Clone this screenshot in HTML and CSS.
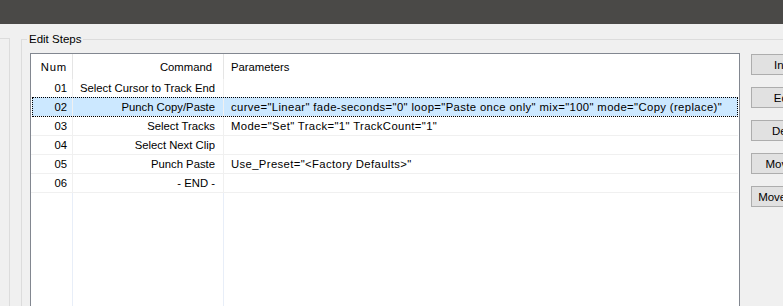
FILE: index.html
```html
<!DOCTYPE html>
<html>
<head>
<meta charset="utf-8">
<link rel="stylesheet" href="styles.css">
</head>
<body>
<div class="topbar"></div>
<div class="main">
  <div class="leftpanel"></div>
  <div class="group">
    <span class="group-label">Edit Steps</span>
    <div class="group-body">
      <div class="listbox">
        <div class="row header">
          <div class="cell c-num">Num</div>
          <div class="cell c-cmd">Command</div>
          <div class="cell c-par">Parameters</div>
        </div>
        <div class="row item">
          <div class="cell c-num">01</div>
          <div class="cell c-cmd">Select Cursor to Track End</div>
          <div class="cell c-par"></div>
        </div>
        <div class="row item selected">
          <div class="cell c-num">02</div>
          <div class="cell c-cmd">Punch Copy/Paste</div>
          <div class="cell c-par">curve="Linear" fade-seconds="0" loop="Paste once only" mix="100" mode="Copy (replace)"</div>
        </div>
        <div class="row item">
          <div class="cell c-num">03</div>
          <div class="cell c-cmd">Select Tracks</div>
          <div class="cell c-par">Mode="Set" Track="1" TrackCount="1"</div>
        </div>
        <div class="row item">
          <div class="cell c-num">04</div>
          <div class="cell c-cmd">Select Next Clip</div>
          <div class="cell c-par"></div>
        </div>
        <div class="row item">
          <div class="cell c-num">05</div>
          <div class="cell c-cmd">Punch Paste</div>
          <div class="cell c-par">Use_Preset="&lt;Factory Defaults&gt;"</div>
        </div>
        <div class="row item">
          <div class="cell c-num">06</div>
          <div class="cell c-cmd">- END -</div>
          <div class="cell c-par"></div>
        </div>
        <div class="row filler">
          <div class="cell c-num"></div>
          <div class="cell c-cmd"></div>
          <div class="cell c-par"></div>
        </div>
      </div>
      <div class="buttons">
        <button class="btn">Insert</button>
        <button class="btn">Edit...</button>
        <button class="btn">Delete</button>
        <button class="btn">Move Up</button>
        <button class="btn">Move Down</button>
      </div>
    </div>
  </div>
</div>
</body>
</html>
```

FILE: styles.css
```css
html, body {
  margin: 0;
  padding: 0;
  width: 783px;
  height: 306px;
  overflow: hidden;
  background: #f0f0f0;
  font-family: "Liberation Sans", Arial, sans-serif;
  font-size: 11.3px;
  color: #000;
}

.topbar {
  height: 24px;
  background: #4a4947;
}

.main {
  display: flex;
  align-items: flex-start;
}

.leftpanel {
  width: 9px;
  height: 300px;
  margin-top: 14px;
  border-top: 1px solid #dcdcdc;
  border-right: 1px solid #dcdcdc;
  flex: none;
}

.group {
  position: relative;
  flex: none;
  width: 900px;
  height: 300px;
  margin-top: 15px;
  margin-left: 11px;
  border: 1px solid #dcdcdc;
}

.group-label {
  position: absolute;
  left: 5px;
  top: -9px;
  padding: 0 2px;
  background: #f0f0f0;
  line-height: 16px;
  font-size: 11.5px;
}

.group-body {
  display: flex;
  align-items: flex-start;
  padding: 13px 0 0 8px;
  gap: 11px;
}

.listbox {
  flex: none;
  width: 708px;
  height: 280px;
  border: 1px solid #828790;
  background: #fff;
  display: flex;
  flex-direction: column;
}

.row {
  display: flex;
  flex: none;
}

.cell {
  flex: none;
  box-sizing: border-box;
  white-space: nowrap;
  overflow: hidden;
}

.c-num {
  width: 42px;
  text-align: right;
  padding-right: 5px;
  border-right: 1px solid #f0f0f0;
}

.c-cmd {
  width: 151px;
  text-align: right;
  padding-right: 8px;
  border-right: 1px solid #f0f0f0;
}

.c-par {
  flex: 1;
  padding-left: 7px;
}

.item .c-par {
  letter-spacing: 0.37px;
}

.header {
  height: 25px;
  line-height: 26px;
}

.header .c-num {
  letter-spacing: 0.8px;
}

.header .c-num,
.header .c-cmd {
  border-right-color: #e5e5e5;
}

.header .c-cmd {
  padding-right: 11px;
}

.item {
  height: 19px;
  line-height: 19px;
  border-bottom: 1px solid #f0f0f0;
  box-sizing: border-box;
  margin: 0 1px 0 0;
}

.item.selected {
  background: #cce8ff;
  outline: 1px dotted #000;
  outline-offset: -1px;
  margin-left: 1px;
  margin-top: -1px;
  height: 20px;
  padding-top: 1px;
}

.item.selected .c-num {
  width: 41px;
}

.filler {
  flex: 1;
}

.filler .c-num,
.filler .c-cmd {
  border-right-color: #e8eef8;
}

.buttons {
  display: flex;
  flex-direction: column;
  gap: 12px;
  margin-top: 1px;
}

.btn {
  width: 75px;
  height: 21px;
  box-sizing: border-box;
  background: #e1e1e1;
  border: 1px solid #adadad;
  font-family: inherit;
  font-size: 11.5px;
  color: #000;
  padding: 0;
  white-space: nowrap;
}
```
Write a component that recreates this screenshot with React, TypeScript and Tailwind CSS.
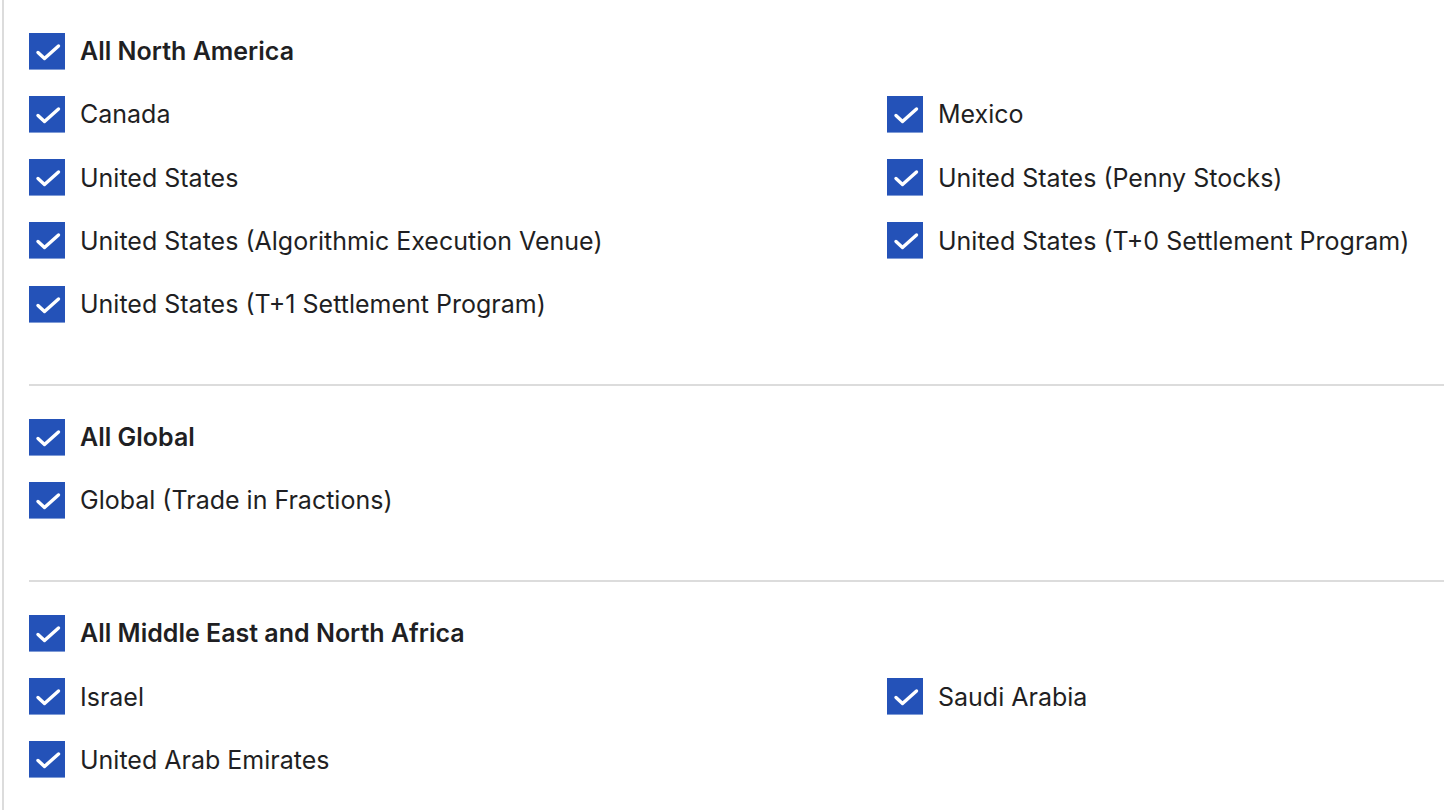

- _Task brief_:
Reproduce the entries above exactly. Do not include the images.

- _Task result_:
Clone this screenshot in HTML and CSS.
FILE: index.html
```html
<!DOCTYPE html>
<html>
<head>
<meta charset="utf-8">
<link rel="stylesheet" href="styles.css">
</head>
<body>
<div class="topbar"></div>
<div class="main">
  <div class="leftpanel"></div>
  <div class="group">
    <span class="group-label">Edit Steps</span>
    <div class="group-body">
      <div class="listbox">
        <div class="row header">
          <div class="cell c-num">Num</div>
          <div class="cell c-cmd">Command</div>
          <div class="cell c-par">Parameters</div>
        </div>
        <div class="row item">
          <div class="cell c-num">01</div>
          <div class="cell c-cmd">Select Cursor to Track End</div>
          <div class="cell c-par"></div>
        </div>
        <div class="row item selected">
          <div class="cell c-num">02</div>
          <div class="cell c-cmd">Punch Copy/Paste</div>
          <div class="cell c-par">curve="Linear" fade-seconds="0" loop="Paste once only" mix="100" mode="Copy (replace)"</div>
        </div>
        <div class="row item">
          <div class="cell c-num">03</div>
          <div class="cell c-cmd">Select Tracks</div>
          <div class="cell c-par">Mode="Set" Track="1" TrackCount="1"</div>
        </div>
        <div class="row item">
          <div class="cell c-num">04</div>
          <div class="cell c-cmd">Select Next Clip</div>
          <div class="cell c-par"></div>
        </div>
        <div class="row item">
          <div class="cell c-num">05</div>
          <div class="cell c-cmd">Punch Paste</div>
          <div class="cell c-par">Use_Preset="&lt;Factory Defaults&gt;"</div>
        </div>
        <div class="row item">
          <div class="cell c-num">06</div>
          <div class="cell c-cmd">- END -</div>
          <div class="cell c-par"></div>
        </div>
        <div class="row filler">
          <div class="cell c-num"></div>
          <div class="cell c-cmd"></div>
          <div class="cell c-par"></div>
        </div>
      </div>
      <div class="buttons">
        <button class="btn">Insert</button>
        <button class="btn">Edit...</button>
        <button class="btn">Delete</button>
        <button class="btn">Move Up</button>
        <button class="btn">Move Down</button>
      </div>
    </div>
  </div>
</div>
</body>
</html>
```

FILE: styles.css
```css
html, body {
  margin: 0;
  padding: 0;
  width: 783px;
  height: 306px;
  overflow: hidden;
  background: #f0f0f0;
  font-family: "Liberation Sans", Arial, sans-serif;
  font-size: 11.3px;
  color: #000;
}

.topbar {
  height: 24px;
  background: #4a4947;
}

.main {
  display: flex;
  align-items: flex-start;
}

.leftpanel {
  width: 9px;
  height: 300px;
  margin-top: 14px;
  border-top: 1px solid #dcdcdc;
  border-right: 1px solid #dcdcdc;
  flex: none;
}

.group {
  position: relative;
  flex: none;
  width: 900px;
  height: 300px;
  margin-top: 15px;
  margin-left: 11px;
  border: 1px solid #dcdcdc;
}

.group-label {
  position: absolute;
  left: 5px;
  top: -9px;
  padding: 0 2px;
  background: #f0f0f0;
  line-height: 16px;
  font-size: 11.5px;
}

.group-body {
  display: flex;
  align-items: flex-start;
  padding: 13px 0 0 8px;
  gap: 11px;
}

.listbox {
  flex: none;
  width: 708px;
  height: 280px;
  border: 1px solid #828790;
  background: #fff;
  display: flex;
  flex-direction: column;
}

.row {
  display: flex;
  flex: none;
}

.cell {
  flex: none;
  box-sizing: border-box;
  white-space: nowrap;
  overflow: hidden;
}

.c-num {
  width: 42px;
  text-align: right;
  padding-right: 5px;
  border-right: 1px solid #f0f0f0;
}

.c-cmd {
  width: 151px;
  text-align: right;
  padding-right: 8px;
  border-right: 1px solid #f0f0f0;
}

.c-par {
  flex: 1;
  padding-left: 7px;
}

.item .c-par {
  letter-spacing: 0.37px;
}

.header {
  height: 25px;
  line-height: 26px;
}

.header .c-num {
  letter-spacing: 0.8px;
}

.header .c-num,
.header .c-cmd {
  border-right-color: #e5e5e5;
}

.header .c-cmd {
  padding-right: 11px;
}

.item {
  height: 19px;
  line-height: 19px;
  border-bottom: 1px solid #f0f0f0;
  box-sizing: border-box;
  margin: 0 1px 0 0;
}

.item.selected {
  background: #cce8ff;
  outline: 1px dotted #000;
  outline-offset: -1px;
  margin-left: 1px;
  margin-top: -1px;
  height: 20px;
  padding-top: 1px;
}

.item.selected .c-num {
  width: 41px;
}

.filler {
  flex: 1;
}

.filler .c-num,
.filler .c-cmd {
  border-right-color: #e8eef8;
}

.buttons {
  display: flex;
  flex-direction: column;
  gap: 12px;
  margin-top: 1px;
}

.btn {
  width: 75px;
  height: 21px;
  box-sizing: border-box;
  background: #e1e1e1;
  border: 1px solid #adadad;
  font-family: inherit;
  font-size: 11.5px;
  color: #000;
  padding: 0;
  white-space: nowrap;
}
```
Write a component that recreates this screenshot with React, TypeScript and Tailwind CSS.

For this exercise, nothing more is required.